*What needs to be done*: Each line of the listing that contains the word "index" is to be copied.

───── Information provided ─────

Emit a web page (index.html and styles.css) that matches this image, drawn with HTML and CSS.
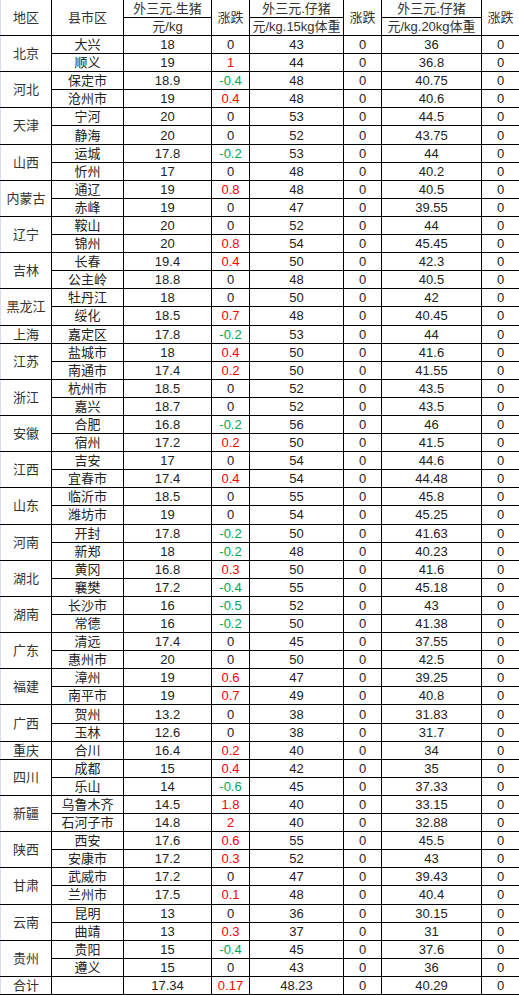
FILE: index.html
```html
<!DOCTYPE html>
<html lang="zh-CN">
<head>
<meta charset="utf-8">
<title>外三元生猪价格</title>
<link rel="stylesheet" href="styles.css">
</head>
<body>
<table class="price-table">
<colgroup>
<col class="c-region"><col class="c-city"><col class="c-price"><col class="c-chg"><col class="c-p15"><col class="c-chg"><col class="c-p20"><col class="c-chg-last">
</colgroup>
<thead>
<tr>
<th rowspan="2">地区</th>
<th rowspan="2">县市区</th>
<th>外三元.生猪</th>
<th rowspan="2">涨跌</th>
<th class="h-top">外三元.仔猪</th>
<th rowspan="2">涨跌</th>
<th class="h-top">外三元.仔猪</th>
<th rowspan="2">涨跌</th>
</tr>
<tr>
<th>元/kg</th>
<th>元/kg.15kg体重</th>
<th>元/kg.20kg体重</th>
</tr>
</thead>
<tbody>
<tr><td rowspan="2" class="region">北京</td><td>大兴</td><td>18</td><td>0</td><td>43</td><td>0</td><td>36</td><td>0</td></tr>
<tr><td>顺义</td><td>19</td><td class="up">1</td><td>44</td><td>0</td><td>36.8</td><td>0</td></tr>
<tr><td rowspan="2" class="region">河北</td><td>保定市</td><td>18.9</td><td class="down">-0.4</td><td>48</td><td>0</td><td>40.75</td><td>0</td></tr>
<tr><td>沧州市</td><td>19</td><td class="up">0.4</td><td>48</td><td>0</td><td>40.6</td><td>0</td></tr>
<tr><td rowspan="2" class="region">天津</td><td>宁河</td><td>20</td><td>0</td><td>53</td><td>0</td><td>44.5</td><td>0</td></tr>
<tr><td>静海</td><td>20</td><td>0</td><td>52</td><td>0</td><td>43.75</td><td>0</td></tr>
<tr><td rowspan="2" class="region">山西</td><td>运城</td><td>17.8</td><td class="down">-0.2</td><td>53</td><td>0</td><td>44</td><td>0</td></tr>
<tr><td>忻州</td><td>17</td><td>0</td><td>48</td><td>0</td><td>40.2</td><td>0</td></tr>
<tr><td rowspan="2" class="region">内蒙古</td><td>通辽</td><td>19</td><td class="up">0.8</td><td>48</td><td>0</td><td>40.5</td><td>0</td></tr>
<tr><td>赤峰</td><td>19</td><td>0</td><td>47</td><td>0</td><td>39.55</td><td>0</td></tr>
<tr><td rowspan="2" class="region">辽宁</td><td>鞍山</td><td>20</td><td>0</td><td>52</td><td>0</td><td>44</td><td>0</td></tr>
<tr><td>锦州</td><td>20</td><td class="up">0.8</td><td>54</td><td>0</td><td>45.45</td><td>0</td></tr>
<tr><td rowspan="2" class="region">吉林</td><td>长春</td><td>19.4</td><td class="up">0.4</td><td>50</td><td>0</td><td>42.3</td><td>0</td></tr>
<tr><td>公主岭</td><td>18.8</td><td>0</td><td>48</td><td>0</td><td>40.5</td><td>0</td></tr>
<tr><td rowspan="2" class="region">黑龙江</td><td>牡丹江</td><td>18</td><td>0</td><td>50</td><td>0</td><td>42</td><td>0</td></tr>
<tr><td>绥化</td><td>18.5</td><td class="up">0.7</td><td>48</td><td>0</td><td>40.45</td><td>0</td></tr>
<tr><td class="region">上海</td><td>嘉定区</td><td>17.8</td><td class="down">-0.2</td><td>53</td><td>0</td><td>44</td><td>0</td></tr>
<tr><td rowspan="2" class="region">江苏</td><td>盐城市</td><td>18</td><td class="up">0.4</td><td>50</td><td>0</td><td>41.6</td><td>0</td></tr>
<tr><td>南通市</td><td>17.4</td><td class="up">0.2</td><td>50</td><td>0</td><td>41.55</td><td>0</td></tr>
<tr><td rowspan="2" class="region">浙江</td><td>杭州市</td><td>18.5</td><td>0</td><td>52</td><td>0</td><td>43.5</td><td>0</td></tr>
<tr><td>嘉兴</td><td>18.7</td><td>0</td><td>52</td><td>0</td><td>43.5</td><td>0</td></tr>
<tr><td rowspan="2" class="region">安徽</td><td>合肥</td><td>16.8</td><td class="down">-0.2</td><td>56</td><td>0</td><td>46</td><td>0</td></tr>
<tr><td>宿州</td><td>17.2</td><td class="up">0.2</td><td>50</td><td>0</td><td>41.5</td><td>0</td></tr>
<tr><td rowspan="2" class="region">江西</td><td>吉安</td><td>17</td><td>0</td><td>54</td><td>0</td><td>44.6</td><td>0</td></tr>
<tr><td>宜春市</td><td>17.4</td><td class="up">0.4</td><td>54</td><td>0</td><td>44.48</td><td>0</td></tr>
<tr><td rowspan="2" class="region">山东</td><td>临沂市</td><td>18.5</td><td>0</td><td>55</td><td>0</td><td>45.8</td><td>0</td></tr>
<tr><td>潍坊市</td><td>19</td><td>0</td><td>54</td><td>0</td><td>45.25</td><td>0</td></tr>
<tr><td rowspan="2" class="region">河南</td><td>开封</td><td>17.8</td><td class="down">-0.2</td><td>50</td><td>0</td><td>41.63</td><td>0</td></tr>
<tr><td>新郑</td><td>18</td><td class="down">-0.2</td><td>48</td><td>0</td><td>40.23</td><td>0</td></tr>
<tr><td rowspan="2" class="region">湖北</td><td>黄冈</td><td>16.8</td><td class="up">0.3</td><td>50</td><td>0</td><td>41.6</td><td>0</td></tr>
<tr><td>襄樊</td><td>17.2</td><td class="down">-0.4</td><td>55</td><td>0</td><td>45.18</td><td>0</td></tr>
<tr><td rowspan="2" class="region">湖南</td><td>长沙市</td><td>16</td><td class="down">-0.5</td><td>52</td><td>0</td><td>43</td><td>0</td></tr>
<tr><td>常德</td><td>16</td><td class="down">-0.2</td><td>50</td><td>0</td><td>41.38</td><td>0</td></tr>
<tr><td rowspan="2" class="region">广东</td><td>清远</td><td>17.4</td><td>0</td><td>45</td><td>0</td><td>37.55</td><td>0</td></tr>
<tr><td>惠州市</td><td>20</td><td>0</td><td>50</td><td>0</td><td>42.5</td><td>0</td></tr>
<tr><td rowspan="2" class="region">福建</td><td>漳州</td><td>19</td><td class="up">0.6</td><td>47</td><td>0</td><td>39.25</td><td>0</td></tr>
<tr><td>南平市</td><td>19</td><td class="up">0.7</td><td>49</td><td>0</td><td>40.8</td><td>0</td></tr>
<tr><td rowspan="2" class="region">广西</td><td>贺州</td><td>13.2</td><td>0</td><td>38</td><td>0</td><td>31.83</td><td>0</td></tr>
<tr><td>玉林</td><td>12.6</td><td>0</td><td>38</td><td>0</td><td>31.7</td><td>0</td></tr>
<tr><td class="region">重庆</td><td>合川</td><td>16.4</td><td class="up">0.2</td><td>40</td><td>0</td><td>34</td><td>0</td></tr>
<tr><td rowspan="2" class="region">四川</td><td>成都</td><td>15</td><td class="up">0.4</td><td>42</td><td>0</td><td>35</td><td>0</td></tr>
<tr><td>乐山</td><td>14</td><td class="down">-0.6</td><td>45</td><td>0</td><td>37.33</td><td>0</td></tr>
<tr><td rowspan="2" class="region">新疆</td><td>乌鲁木齐</td><td>14.5</td><td class="up">1.8</td><td>40</td><td>0</td><td>33.15</td><td>0</td></tr>
<tr><td>石河子市</td><td>14.8</td><td class="up">2</td><td>40</td><td>0</td><td>32.88</td><td>0</td></tr>
<tr><td rowspan="2" class="region">陕西</td><td>西安</td><td>17.6</td><td class="up">0.6</td><td>55</td><td>0</td><td>45.5</td><td>0</td></tr>
<tr><td>安康市</td><td>17.2</td><td class="up">0.3</td><td>52</td><td>0</td><td>43</td><td>0</td></tr>
<tr><td rowspan="2" class="region">甘肃</td><td>武威市</td><td>17.2</td><td>0</td><td>47</td><td>0</td><td>39.43</td><td>0</td></tr>
<tr><td>兰州市</td><td>17.5</td><td class="up">0.1</td><td>48</td><td>0</td><td>40.4</td><td>0</td></tr>
<tr><td rowspan="2" class="region">云南</td><td>昆明</td><td>13</td><td>0</td><td>36</td><td>0</td><td>30.15</td><td>0</td></tr>
<tr><td>曲靖</td><td>13</td><td class="up">0.3</td><td>37</td><td>0</td><td>31</td><td>0</td></tr>
<tr><td rowspan="2" class="region">贵州</td><td>贵阳</td><td>15</td><td class="down">-0.4</td><td>45</td><td>0</td><td>37.6</td><td>0</td></tr>
<tr><td>遵义</td><td>15</td><td>0</td><td>43</td><td>0</td><td>36</td><td>0</td></tr>
<tr><td class="region">合计</td><td></td><td>17.34</td><td class="up">0.17</td><td>48.23</td><td>0</td><td>40.29</td><td>0</td></tr>
</tbody>
</table>
</body>
</html>
```
FILE: styles.css
```css
html, body {
  margin: 0;
  padding: 0;
  background: #ffffff;
}

.price-table {
  border-collapse: collapse;
  table-layout: fixed;
  width: 519px;
  height: 995px;
  border-left: 1px solid #d6dee9;
  font-family: "Liberation Sans", "Noto Sans CJK SC", sans-serif;
  font-size: 13px;
  color: #222;
}

.c-region { width: 51px; }
.c-city { width: 72px; }
.c-price { width: 88px; }
.c-chg { width: 38px; }
.c-p15 { width: 94px; }
.c-p20 { width: 100px; }
.c-chg-last { width: 38px; }

.price-table th,
.price-table td {
  border-right: 1px solid #000;
  border-bottom: 1px solid #000;
  padding: 0;
  height: 17px;
  line-height: 15px;
  text-align: center;
  vertical-align: middle;
  font-weight: normal;
  white-space: nowrap;
  overflow: hidden;
}

.price-table th {
  color: #333;
}

.price-table td.region {
  color: #333;
}

.price-table .up {
  color: #ff0000;
}

.price-table .down {
  color: #00a651;
}
```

─────

*Exercise output*:
Emit a web page (index.html and styles.css) that matches this image, drawn with HTML and CSS.
FILE: index.html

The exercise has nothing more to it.